### Written problem:
Every line that contains the word "with" should be copied out.

### Exercise material:
• • • •

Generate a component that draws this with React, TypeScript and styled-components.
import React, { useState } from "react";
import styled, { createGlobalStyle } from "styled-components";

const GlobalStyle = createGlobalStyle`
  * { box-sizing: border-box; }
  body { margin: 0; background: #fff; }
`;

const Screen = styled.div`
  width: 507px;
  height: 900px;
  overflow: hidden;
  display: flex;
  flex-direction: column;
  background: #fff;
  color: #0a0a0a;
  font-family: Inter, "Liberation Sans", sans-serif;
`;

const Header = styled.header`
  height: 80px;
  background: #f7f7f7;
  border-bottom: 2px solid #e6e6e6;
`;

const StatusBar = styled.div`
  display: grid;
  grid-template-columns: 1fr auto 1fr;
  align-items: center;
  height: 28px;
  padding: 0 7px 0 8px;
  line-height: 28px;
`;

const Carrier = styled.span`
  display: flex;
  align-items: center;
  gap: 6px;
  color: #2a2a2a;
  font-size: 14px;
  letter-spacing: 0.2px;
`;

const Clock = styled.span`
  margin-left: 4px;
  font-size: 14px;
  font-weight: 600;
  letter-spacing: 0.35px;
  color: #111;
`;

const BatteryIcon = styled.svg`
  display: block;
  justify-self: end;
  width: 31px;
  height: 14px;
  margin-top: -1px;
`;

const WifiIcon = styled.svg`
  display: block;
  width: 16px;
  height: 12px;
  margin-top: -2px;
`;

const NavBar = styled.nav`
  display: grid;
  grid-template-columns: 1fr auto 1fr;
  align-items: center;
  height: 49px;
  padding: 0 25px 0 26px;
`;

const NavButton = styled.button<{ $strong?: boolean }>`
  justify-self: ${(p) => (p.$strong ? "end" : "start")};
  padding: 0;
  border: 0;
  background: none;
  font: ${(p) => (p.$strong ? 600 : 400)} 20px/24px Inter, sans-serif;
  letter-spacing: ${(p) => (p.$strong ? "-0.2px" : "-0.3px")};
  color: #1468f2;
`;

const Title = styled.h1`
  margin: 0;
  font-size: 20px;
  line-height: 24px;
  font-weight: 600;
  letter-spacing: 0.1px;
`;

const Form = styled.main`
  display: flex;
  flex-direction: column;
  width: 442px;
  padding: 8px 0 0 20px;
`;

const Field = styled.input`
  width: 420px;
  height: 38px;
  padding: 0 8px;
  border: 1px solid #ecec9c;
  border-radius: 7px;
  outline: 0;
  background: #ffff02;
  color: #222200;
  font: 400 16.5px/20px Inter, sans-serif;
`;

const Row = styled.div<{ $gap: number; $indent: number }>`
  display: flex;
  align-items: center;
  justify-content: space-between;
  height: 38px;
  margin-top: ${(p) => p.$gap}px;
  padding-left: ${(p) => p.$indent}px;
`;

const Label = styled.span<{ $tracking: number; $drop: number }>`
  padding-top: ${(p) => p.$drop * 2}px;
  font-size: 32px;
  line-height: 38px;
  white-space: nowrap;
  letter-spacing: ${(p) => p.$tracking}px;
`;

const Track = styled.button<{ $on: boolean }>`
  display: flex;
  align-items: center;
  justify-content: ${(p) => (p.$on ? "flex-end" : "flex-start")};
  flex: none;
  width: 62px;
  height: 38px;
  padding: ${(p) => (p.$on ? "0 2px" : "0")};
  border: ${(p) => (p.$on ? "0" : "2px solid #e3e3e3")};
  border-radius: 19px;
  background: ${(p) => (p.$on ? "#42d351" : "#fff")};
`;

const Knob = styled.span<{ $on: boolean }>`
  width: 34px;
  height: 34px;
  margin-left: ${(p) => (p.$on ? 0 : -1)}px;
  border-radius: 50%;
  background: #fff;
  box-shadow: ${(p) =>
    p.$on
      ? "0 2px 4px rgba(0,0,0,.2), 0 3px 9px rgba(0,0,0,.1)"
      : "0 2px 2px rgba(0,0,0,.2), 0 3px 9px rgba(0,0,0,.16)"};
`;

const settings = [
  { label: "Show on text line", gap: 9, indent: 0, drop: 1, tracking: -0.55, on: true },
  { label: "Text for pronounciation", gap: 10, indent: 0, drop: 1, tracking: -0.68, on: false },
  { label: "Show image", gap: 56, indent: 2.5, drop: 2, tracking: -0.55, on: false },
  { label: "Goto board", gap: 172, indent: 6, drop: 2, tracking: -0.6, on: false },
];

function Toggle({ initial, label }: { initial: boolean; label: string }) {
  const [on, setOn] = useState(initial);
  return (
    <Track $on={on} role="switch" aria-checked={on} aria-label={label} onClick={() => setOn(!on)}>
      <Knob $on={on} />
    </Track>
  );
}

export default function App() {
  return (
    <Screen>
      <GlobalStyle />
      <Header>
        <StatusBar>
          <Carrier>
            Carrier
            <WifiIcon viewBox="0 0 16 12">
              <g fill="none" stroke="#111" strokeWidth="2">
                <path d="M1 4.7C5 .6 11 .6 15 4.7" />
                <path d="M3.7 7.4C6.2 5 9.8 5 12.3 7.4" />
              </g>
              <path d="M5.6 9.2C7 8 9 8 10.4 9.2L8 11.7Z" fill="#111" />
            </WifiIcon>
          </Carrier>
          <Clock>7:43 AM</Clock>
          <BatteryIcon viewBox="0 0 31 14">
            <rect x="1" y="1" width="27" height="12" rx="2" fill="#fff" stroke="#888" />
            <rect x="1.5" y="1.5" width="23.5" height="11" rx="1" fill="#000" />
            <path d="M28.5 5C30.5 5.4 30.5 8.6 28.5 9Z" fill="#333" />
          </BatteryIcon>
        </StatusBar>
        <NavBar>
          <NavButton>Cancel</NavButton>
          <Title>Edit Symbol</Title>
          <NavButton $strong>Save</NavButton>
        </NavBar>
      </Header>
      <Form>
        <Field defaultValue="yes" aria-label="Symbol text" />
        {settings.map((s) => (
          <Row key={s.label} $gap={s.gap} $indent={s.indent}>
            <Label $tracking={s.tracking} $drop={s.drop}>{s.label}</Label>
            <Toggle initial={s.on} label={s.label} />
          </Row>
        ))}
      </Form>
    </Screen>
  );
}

• • • •

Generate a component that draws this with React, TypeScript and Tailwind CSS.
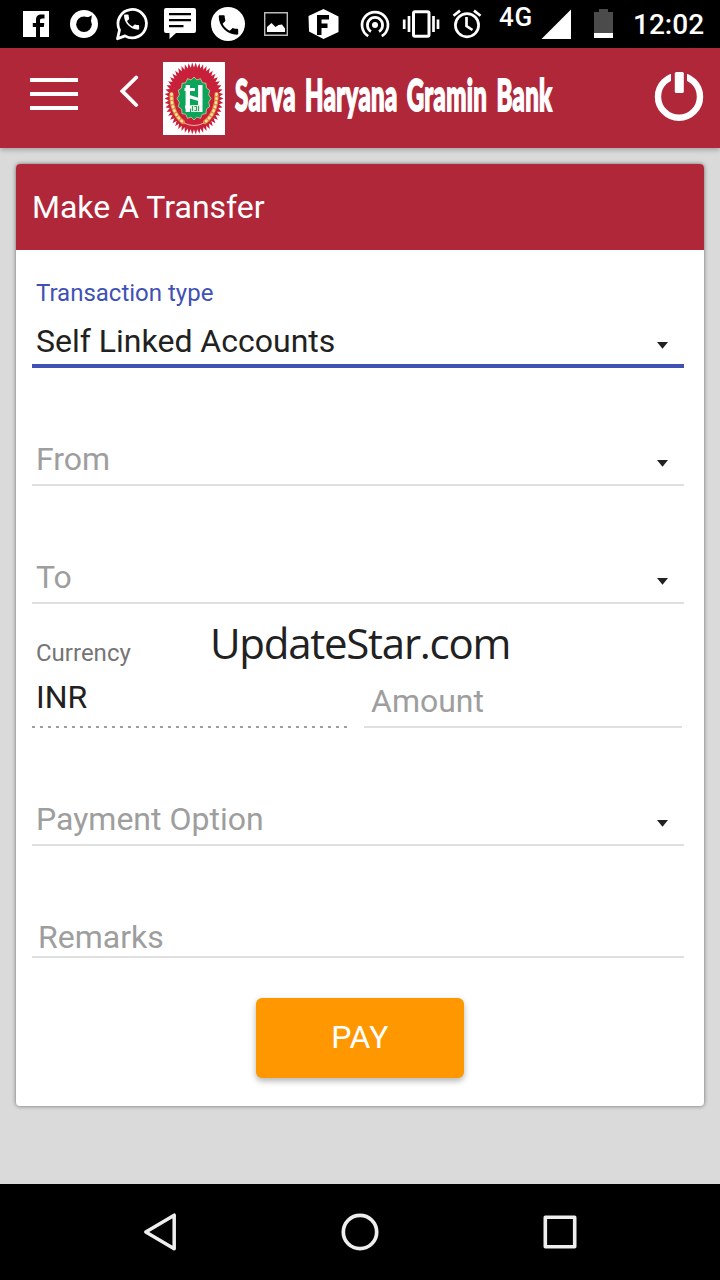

• • • •

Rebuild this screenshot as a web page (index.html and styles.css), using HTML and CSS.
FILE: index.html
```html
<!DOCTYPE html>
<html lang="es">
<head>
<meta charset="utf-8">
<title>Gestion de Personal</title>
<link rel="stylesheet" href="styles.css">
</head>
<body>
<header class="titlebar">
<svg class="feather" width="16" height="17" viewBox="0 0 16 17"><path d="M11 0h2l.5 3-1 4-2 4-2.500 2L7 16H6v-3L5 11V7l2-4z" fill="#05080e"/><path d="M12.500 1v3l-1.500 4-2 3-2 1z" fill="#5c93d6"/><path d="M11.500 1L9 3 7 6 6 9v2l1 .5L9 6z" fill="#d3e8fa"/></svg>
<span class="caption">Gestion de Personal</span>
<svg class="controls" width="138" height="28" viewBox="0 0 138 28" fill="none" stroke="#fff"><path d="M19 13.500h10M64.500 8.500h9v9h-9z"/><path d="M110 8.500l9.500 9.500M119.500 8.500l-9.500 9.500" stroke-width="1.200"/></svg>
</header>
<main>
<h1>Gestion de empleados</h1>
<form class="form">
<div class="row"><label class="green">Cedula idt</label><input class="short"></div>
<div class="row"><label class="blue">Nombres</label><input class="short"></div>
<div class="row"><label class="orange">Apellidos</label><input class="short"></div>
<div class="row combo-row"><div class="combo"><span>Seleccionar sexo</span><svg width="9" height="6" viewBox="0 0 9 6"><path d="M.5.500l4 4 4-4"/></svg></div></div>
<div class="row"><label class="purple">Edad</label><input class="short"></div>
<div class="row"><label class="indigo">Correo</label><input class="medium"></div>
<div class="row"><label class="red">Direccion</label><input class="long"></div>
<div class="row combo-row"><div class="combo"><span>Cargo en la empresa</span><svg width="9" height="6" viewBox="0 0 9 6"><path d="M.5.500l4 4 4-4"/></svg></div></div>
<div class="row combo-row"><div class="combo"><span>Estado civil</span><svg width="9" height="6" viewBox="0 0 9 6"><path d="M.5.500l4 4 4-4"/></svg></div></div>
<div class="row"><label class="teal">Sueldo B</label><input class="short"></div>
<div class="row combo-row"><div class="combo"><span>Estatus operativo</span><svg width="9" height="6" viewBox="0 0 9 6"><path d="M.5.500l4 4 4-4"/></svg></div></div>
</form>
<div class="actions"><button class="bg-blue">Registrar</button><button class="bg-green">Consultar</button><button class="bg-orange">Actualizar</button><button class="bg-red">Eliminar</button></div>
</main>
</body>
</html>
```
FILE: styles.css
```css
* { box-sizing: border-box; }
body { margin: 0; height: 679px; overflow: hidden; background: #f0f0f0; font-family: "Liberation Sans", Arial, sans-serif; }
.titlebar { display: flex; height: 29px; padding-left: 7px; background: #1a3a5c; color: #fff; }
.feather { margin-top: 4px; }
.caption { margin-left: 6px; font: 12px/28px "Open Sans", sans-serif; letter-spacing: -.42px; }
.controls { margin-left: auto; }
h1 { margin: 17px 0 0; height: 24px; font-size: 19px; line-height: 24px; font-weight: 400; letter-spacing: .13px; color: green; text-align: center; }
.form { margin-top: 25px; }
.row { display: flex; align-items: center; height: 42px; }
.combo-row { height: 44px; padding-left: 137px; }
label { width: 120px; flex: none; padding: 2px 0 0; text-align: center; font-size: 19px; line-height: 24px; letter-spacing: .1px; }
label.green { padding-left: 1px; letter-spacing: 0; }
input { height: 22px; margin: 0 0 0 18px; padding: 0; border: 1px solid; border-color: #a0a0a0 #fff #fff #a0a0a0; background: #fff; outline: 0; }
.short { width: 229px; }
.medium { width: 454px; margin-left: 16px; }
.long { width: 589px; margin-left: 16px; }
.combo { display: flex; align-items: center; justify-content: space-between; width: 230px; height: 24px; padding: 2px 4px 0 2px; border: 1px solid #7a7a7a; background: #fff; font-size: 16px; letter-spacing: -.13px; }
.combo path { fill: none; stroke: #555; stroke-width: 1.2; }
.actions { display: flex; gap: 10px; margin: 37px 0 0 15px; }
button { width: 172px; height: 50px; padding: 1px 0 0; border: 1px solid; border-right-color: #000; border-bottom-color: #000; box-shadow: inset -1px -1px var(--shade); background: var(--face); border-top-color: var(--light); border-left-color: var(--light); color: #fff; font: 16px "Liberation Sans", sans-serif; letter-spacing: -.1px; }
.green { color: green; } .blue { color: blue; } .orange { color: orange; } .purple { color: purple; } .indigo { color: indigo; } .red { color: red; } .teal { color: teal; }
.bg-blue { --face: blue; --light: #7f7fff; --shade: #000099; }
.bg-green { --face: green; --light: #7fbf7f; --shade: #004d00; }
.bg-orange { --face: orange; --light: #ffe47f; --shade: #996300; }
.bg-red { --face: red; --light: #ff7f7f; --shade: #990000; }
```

• • • •

### The response:
Generate a component that draws this with React, TypeScript and styled-components.
Generate a component that draws this with React, TypeScript and Tailwind CSS.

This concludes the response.